* Instructions to follow
Your task is to copy the listing exactly, with the pictures left out.
----
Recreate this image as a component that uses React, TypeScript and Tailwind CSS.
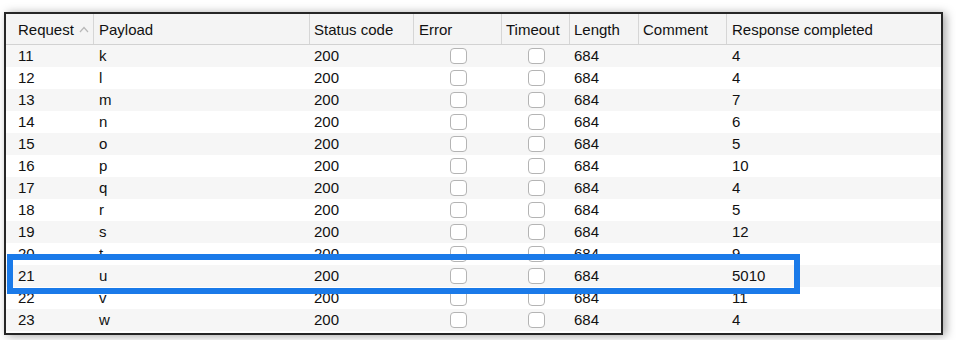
import React from "react";

const cols = [
  { name: "Request", w: "w-[88px] pl-[12px]" },
  { name: "Payload", w: "w-[216px] pl-[5px]" },
  { name: "Status code", w: "w-[104px] pl-[4px]" },
  { name: "Error", w: "w-[88px] pl-[5px]" },
  { name: "Timeout", w: "w-[68px] pl-[4px]" },
  { name: "Length", w: "w-[69px] pl-[4px]" },
  { name: "Comment", w: "w-[88px] pl-[4px]" },
  { name: "Response completed", w: "w-[214px] pl-[5px]" },
];

const rows: [number, string, string][] = [
  [11, "k", "4"],
  [12, "l", "4"],
  [13, "m", "7"],
  [14, "n", "6"],
  [15, "o", "5"],
  [16, "p", "10"],
  [17, "q", "4"],
  [18, "r", "5"],
  [19, "s", "12"],
  [20, "t", "9"],
  [21, "u", "5010"],
  [22, "v", "11"],
  [23, "w", "4"],
];

const Check = () => (
  <div className="h-[16px] w-[17px] rounded-[4px] border border-[#b4b4b4] bg-white" />
);

const App = () => {
  return (
    <div
      className="relative h-[340px] w-[956px] overflow-hidden bg-white pl-[4px] pt-[12px] text-[15px] text-[#111]"
      style={{ fontFamily: '"Liberation Sans", Arial, sans-serif' }}
    >
      <div className="h-[323px] w-[939px] overflow-hidden border-2 border-[#262626] bg-white shadow-[3px_1px_9px_rgba(0,0,0,0.35)]">
        {/* header */}
        <div className="flex h-[31px] border-b border-[#d2d2d2] bg-[#f4f4f4]">
          {cols.map((c, i) => (
            <div
              key={c.name}
              className={`flex items-center pt-[2px] ${c.w} ${i < cols.length - 1 ? "border-r border-[#d6d6d6]" : ""}`}
            >
              {c.name}
              {i === 0 && (
                <svg width="10" height="7" viewBox="0 0 10 7" className="ml-[5px] mt-[-2px]">
                  <path d="M1 6 L5 1.5 L9 6" fill="none" stroke="#b8b8b8" strokeWidth="1.2" />
                </svg>
              )}
            </div>
          ))}
        </div>
        {/* rows */}
        {rows.map(([n, p, r]) => (
          <div
            key={n}
            className={`flex h-[22px] items-center ${n % 2 === 1 ? "bg-[#f6f6f6]" : "bg-white"}`}
          >
            <div className="w-[88px] pl-[12px]">{n}</div>
            <div className="w-[216px] pl-[5px]">{p}</div>
            <div className="w-[104px] pl-[4px]">200</div>
            <div className="flex w-[88px] justify-center">
              <Check />
            </div>
            <div className="flex w-[68px] justify-center">
              <Check />
            </div>
            <div className="w-[69px] pl-[4px]">684</div>
            <div className="w-[88px]" />
            <div className="w-[214px] pl-[5px]">{r}</div>
          </div>
        ))}
      </div>
      {/* highlight annotation */}
      <div className="absolute left-[7px] top-[254px] h-[40px] w-[793px] border-[6px] border-[#1a7ae9]" />
    </div>
  );
};

export default App;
----
* Exercise solution
Recreate this image as a component that uses React, TypeScript and Tailwind CSS.
import React from "react";

const cols = [
  { name: "Request", w: "w-[88px] pl-[12px]" },
  { name: "Payload", w: "w-[216px] pl-[5px]" },
  { name: "Status code", w: "w-[104px] pl-[4px]" },
  { name: "Error", w: "w-[88px] pl-[5px]" },
  { name: "Timeout", w: "w-[68px] pl-[4px]" },
  { name: "Length", w: "w-[69px] pl-[4px]" },
  { name: "Comment", w: "w-[88px] pl-[4px]" },
  { name: "Response completed", w: "w-[214px] pl-[5px]" },
];

const rows: [number, string, string][] = [
  [11, "k", "4"],
  [12, "l", "4"],
  [13, "m", "7"],
  [14, "n", "6"],
  [15, "o", "5"],
  [16, "p", "10"],
  [17, "q", "4"],
  [18, "r", "5"],
  [19, "s", "12"],
  [20, "t", "9"],
  [21, "u", "5010"],
  [22, "v", "11"],
  [23, "w", "4"],
];

const Check = () => (
  <div className="h-[16px] w-[17px] rounded-[4px] border border-[#b4b4b4] bg-white" />
);

const App = () => {
  return (
    <div
      className="relative h-[340px] w-[956px] overflow-hidden bg-white pl-[4px] pt-[12px] text-[15px] text-[#111]"
      style={{ fontFamily: '"Liberation Sans", Arial, sans-serif' }}
    >
      <div className="h-[323px] w-[939px] overflow-hidden border-2 border-[#262626] bg-white shadow-[3px_1px_9px_rgba(0,0,0,0.35)]">
        {/* header */}
        <div className="flex h-[31px] border-b border-[#d2d2d2] bg-[#f4f4f4]">
          {cols.map((c, i) => (
            <div
              key={c.name}
              className={`flex items-center pt-[2px] ${c.w} ${i < cols.length - 1 ? "border-r border-[#d6d6d6]" : ""}`}
            >
              {c.name}
              {i === 0 && (
                <svg width="10" height="7" viewBox="0 0 10 7" className="ml-[5px] mt-[-2px]">
                  <path d="M1 6 L5 1.5 L9 6" fill="none" stroke="#b8b8b8" strokeWidth="1.2" />
                </svg>
              )}
            </div>
          ))}
        </div>
        {/* rows */}
        {rows.map(([n, p, r]) => (
          <div
            key={n}
            className={`flex h-[22px] items-center ${n % 2 === 1 ? "bg-[#f6f6f6]" : "bg-white"}`}
          >
            <div className="w-[88px] pl-[12px]">{n}</div>
            <div className="w-[216px] pl-[5px]">{p}</div>
            <div className="w-[104px] pl-[4px]">200</div>
            <div className="flex w-[88px] justify-center">
              <Check />
            </div>
            <div className="flex w-[68px] justify-center">
              <Check />
            </div>
            <div className="w-[69px] pl-[4px]">684</div>
            <div className="w-[88px]" />
            <div className="w-[214px] pl-[5px]">{r}</div>
          </div>
        ))}
      </div>
      {/* highlight annotation */}
      <div className="absolute left-[7px] top-[254px] h-[40px] w-[793px] border-[6px] border-[#1a7ae9]" />
    </div>
  );
};

export default App;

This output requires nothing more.